Implement Bluestein's algorithm for large primes (>100) by wheeheee · Pull Request #107 · JuliaMath/FFTA.jl

wheeheee · 2026-02-15T16:28:51Z

In the process, noticed mul! doesn't return the output array, which it is supposed to do according to the docs.

Local benchmarks indicate that this is close enough to FFTW's performance, so not too bad, a big improvement on the previous O(N^2) DFT. Allocates, but that's not too important overall.
Perhaps Rader could be better here, but Bluestein's algorithm is much easier to write. Doesn't really affect anything else.

codecov · 2026-02-15T16:32:32Z

Codecov Report

✅ All modified and coverable lines are covered by tests.
✅ Project coverage is 95.40%. Comparing base (fc584f3) to head (412bbf5).
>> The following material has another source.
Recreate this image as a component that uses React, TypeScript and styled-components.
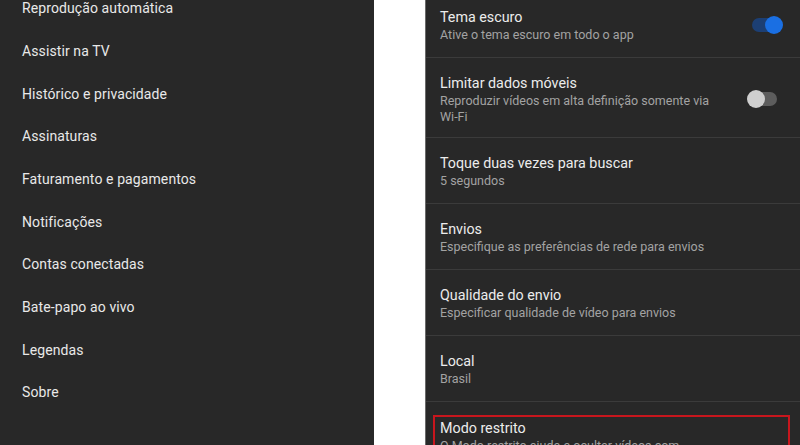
import React from "react";
import styled, { createGlobalStyle } from "styled-components";

const Global = createGlobalStyle`
  html, body { margin: 0; padding: 0; background: #ffffff; }
  body { font-family: Roboto, "Noto Sans", "Liberation Sans", sans-serif; overflow: hidden; }
`;

const Page = styled.div`
  display: grid;
  grid-template-columns: 374px 51px 375px;
  width: 800px;
  height: 445px;
  overflow: hidden;
  background: #ffffff;
`;

const LeftPanel = styled.div`
  background: #282828;
  height: 445px;
  overflow: hidden;
`;

const LeftList = styled.div`
  display: flex;
  flex-direction: column;
  margin-top: -13px;
`;

const LeftItem = styled.div`
  height: 42.67px;
  display: flex;
  align-items: center;
  padding-left: 22px;
  color: #e9e9e9;
  font-size: 14px;
  letter-spacing: 0.1px;
`;

const Gap = styled.div`
  background: #ffffff;
`;

const RightPanel = styled.div`
  background: #282828;
  height: 445px;
  overflow: hidden;
  border-left: 1px solid #6a6a6a;
`;

const RightList = styled.div`
  display: flex;
  flex-direction: column;
  margin-top: -8px;
`;

const Row = styled.div<{ $tight?: boolean }>`
  display: flex;
  align-items: center;
  justify-content: space-between;
  padding: 15px 17px ${(p) => (p.$tight ? "12px" : "14px")} 14px;
  border-bottom: 1px solid #3b3b3b;
`;

const TextBlock = styled.div`
  display: flex;
  flex-direction: column;
  max-width: 285px;
`;

const Title = styled.div`
  color: #ececec;
  font-size: 14.3px;
  line-height: 20px;
`;

const Sub = styled.div`
  color: #a3a3a3;
  font-size: 12.5px;
  line-height: 16px;
`;

const Highlight = styled.div`
  margin: 13px 10px 0 7px;
  border: 2px solid #c8161d;
  border-bottom: none;
  padding: 1px 5px 6px 5px;
`;

const Switch = styled.div`
  position: relative;
  width: 36px;
  height: 18px;
  flex-shrink: 0;
`;

const Track = styled.div<{ $on: boolean }>`
  position: absolute;
  left: 5px;
  right: 6px;
  top: 2px;
  height: 14px;
  border-radius: 7px;
  background: ${(p) => (p.$on ? "#1c3f74" : "#5d5d5d")};
`;

const Knob = styled.div<{ $on: boolean }>`
  position: absolute;
  top: 0;
  left: ${(p) => (p.$on ? "18px" : "0px")};
  width: 18px;
  height: 18px;
  border-radius: 50%;
  background: ${(p) => (p.$on ? "#1a6fe3" : "#cfcfcf")};
`;

const Toggle = ({ on }: { on: boolean }) => (
  <Switch>
    <Track $on={on} />
    <Knob $on={on} />
  </Switch>
);

const leftItems = [
  "Reprodução automática",
  "Assistir na TV",
  "Histórico e privacidade",
  "Assinaturas",
  "Faturamento e pagamentos",
  "Notificações",
  "Contas conectadas",
  "Bate-papo ao vivo",
  "Legendas",
  "Sobre",
];

type Setting = { title: string; sub: string; toggle?: boolean; tight?: boolean };

const settings: Setting[] = [
  { title: "Tema escuro", sub: "Ative o tema escuro em todo o app", toggle: true },
  {
    title: "Limitar dados móveis",
    sub: "Reproduzir vídeos em alta definição somente via Wi-Fi",
    toggle: false,
    tight: true,
  },
  { title: "Toque duas vezes para buscar", sub: "5 segundos" },
  { title: "Envios", sub: "Especifique as preferências de rede para envios" },
  { title: "Qualidade do envio", sub: "Especificar qualidade de vídeo para envios" },
  { title: "Local", sub: "Brasil" },
];

export default function App() {
  return (
    <>
      <Global />
      <Page>
        <LeftPanel>
          <LeftList>
            {leftItems.map((t) => (
              <LeftItem key={t}>{t}</LeftItem>
            ))}
          </LeftList>
        </LeftPanel>
        <Gap />
        <RightPanel>
          <RightList>
            {settings.map((s) => (
              <Row key={s.title} $tight={s.tight}>
                <TextBlock>
                  <Title>{s.title}</Title>
                  <Sub>{s.sub}</Sub>
                </TextBlock>
                {s.toggle !== undefined && <Toggle on={s.toggle} />}
              </Row>
            ))}
            <Highlight>
              <Title>Modo restrito</Title>
              <Sub>O Modo restrito ajuda a ocultar vídeos com</Sub>
            </Highlight>
          </RightList>
        </RightPanel>
      </Page>
    </>
  );
}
Additional details and impacted files

@@            Coverage Diff             @@
##             main     #107      +/-   ##
==========================================
- Coverage   96.22%   95.40%   -0.83%     
==========================================
  Files           4        4              
  Lines         424      457      +33     
==========================================
+ Hits          408      436      +28     
- Misses         16       21       +5

☔ View full report in Codecov by Sentry.
📢 Have feedback on the report? Share it here.
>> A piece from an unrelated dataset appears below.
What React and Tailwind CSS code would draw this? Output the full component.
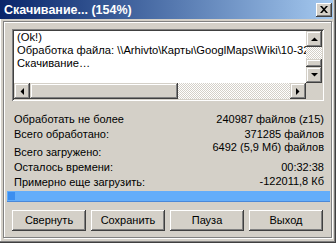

🚀 New features to boost your workflow:

❄️ Test Analytics: Detect flaky tests, report on failures, and find test suite problems.

dannys4 · 2026-02-15T16:56:40Z

this is actually really impressive and gives me some hope for rader if we decided to implement it. Bluestein, tmk, is referred to as relatively impractical outside the discrete transform world (i.e., people like using it for chirp transforms and z transforms?) because of the big allocations. In fact, they hadn't actually implemented it when the 2005 FFTW paper was released.
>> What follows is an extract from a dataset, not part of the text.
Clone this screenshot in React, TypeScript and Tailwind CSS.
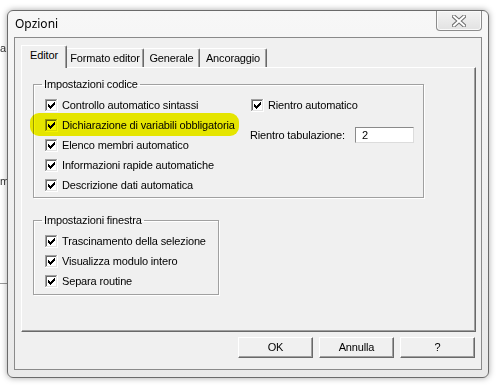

I agree that Bluestein is significantly easier than rader's to implement and, for that reason, significantly more maintainable. So this is definitely a first step.

dannys4 · 2026-02-15T17:01:13Z

One thing to consider, however, is the allocation. In an ideal world, I would like to have the allocations all take place when the FFTAPlan is created so that the actual execution of the FFT is entirely arithmetic and memory-bound operations. Further, if you do several FFTs of the same size, you should absolutely pre-allocate the space. Unfortunately, this is really tricky due to Julia's behavior with parallelism. On the other hand, this algorithm is really intended for larger primes, so I don't believe it's fair to consider the allocation time as "free" (at least, the penalty incurred when bouncing around all different areas of memory).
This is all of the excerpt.